The change insurgent operates with a different mandate and a different mind-set.
Rather than coming up with better products, the change insurgent continually invents better organizations. For the change insurgent, doing "it" faster, cheaper, and better is no longer the goal -- because "it" keeps changing. As a result, the change insurgent focuses less on specific products or specific markets, and more on organizational readiness. The whole organization has to scan technologies for possible applications, scan markets for possible needs, scan all other organizations for newly emerging technologies or markets -- and then move like lightning.
Rather than aiming for growth, the change insurgent aims for dexterity. In the 1990s, the Web gave companies a new mandate: Stop cutting costs, and start growing revenues. In the 2000s, the next phase of the Web is giving companies another mandate: Get more disciplined about growth and more focused on adaptation. It's no longer enough just to grow. The job of the change insurgent is to focus companies on their ability to maneuver and to change direction.
Rather than just cutting costs, the change insurgent has to explode the organization and put it on the Web. The change insurgent's job is to turn an old-line company into an online company. And in the course of making that change, the change insurgent has an opportunity to change the larger context within which the company operates. Rather than keeping operations in-house, the insurgent relies on B2B Web-based auctions and partnerships. Instead of paying suppliers a fixed price, the insurgent gives them equity. In place of fixed payrolls, the insurgent relies on performance-based pay, stock options, project teams, and contract workers.
Rather than working from the top down, the change insurgent works from wherever he is. Many change agents used to depend on title, authority, or official sanction to undertake their change programs. Change insurgency doesn't depend on formal rank; it depends on great ideas, powerful visions, and daring examples. There's no way that the people at the top can know enough about technology, markets, or the potential of people in and around the organization to be the major instigators of change. There's no way that change can be planned as a formal "program." The job of the people with the most formal authority, the "chiefs" -- chief executive officer, chief operating officer, chief financial officer -- is to create an environment in which change insurgency can flourish.
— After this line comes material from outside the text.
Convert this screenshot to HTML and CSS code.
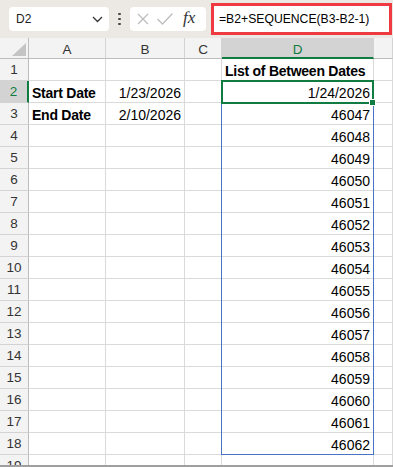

The 10 Rules of the Change Insurgent
In a time of constant change, one thing hasn't changed: Organizations are still resistant to change. The change agent of the old economy worked in an environment where incremental change was all that was needed -- and all that was tolerated. He counted it a victory if he could move the organization toward better products in a slow and steady fashion. Today, change has changed -- the speed, the pace, the type, the purpose. The balance has shifted. The change insurgent has to keep altering the organization's fundamental form, focusing on its capacity to change constantly.
Here are 10 important rules for the change insurgent.
1. Manage the blood supply.
It's a simple fact of competitive life: Every company constantly needs new ideas, new perspectives, new ways of thinking about its products, its services, and its customers. And that means that every company needs a constant infusion of new blood. In an economy that's all about the intersection of talent and ideas, change insurgents have taken to managing turbulence -- monitoring the flow of new people into a team or a department to produce a creative tension between the old hands who know the ropes and the new hires who are there to disturb the status quo.
Create too much turbulence, and the organization loses the capacity to get things done. Knowledge, skills, and relationships are sacrificed in the name of creative chaos. But create too little turbulence, and people stagnate. They fall into comfortable routines. Or worse, they get head-hunted away to more vibrant organizations, or they give up competing, since they no longer feel like part of the action. Managing the blood supply and monitoring the turbulence are critical skills for keeping an organization vibrant, involved, and alert.
Raymond J. Lane, the former president and COO of Oracle -- and the "behind the scenes guy" who is credited with actually running the company and building it into what it is today -- was a master of this first rule of change insurgency. He left Oracle in July ( opinions differ as to why he quit, though the company line is that he'd been planning a change for some time ). But while he was there, he finessed the talent transfusion, balancing new blood and old blood almost perfectly. He honed his crew, adding here and taking away there, so that Oracle was able to meet new challenges from the outside even as it stretched and challenged itself internally.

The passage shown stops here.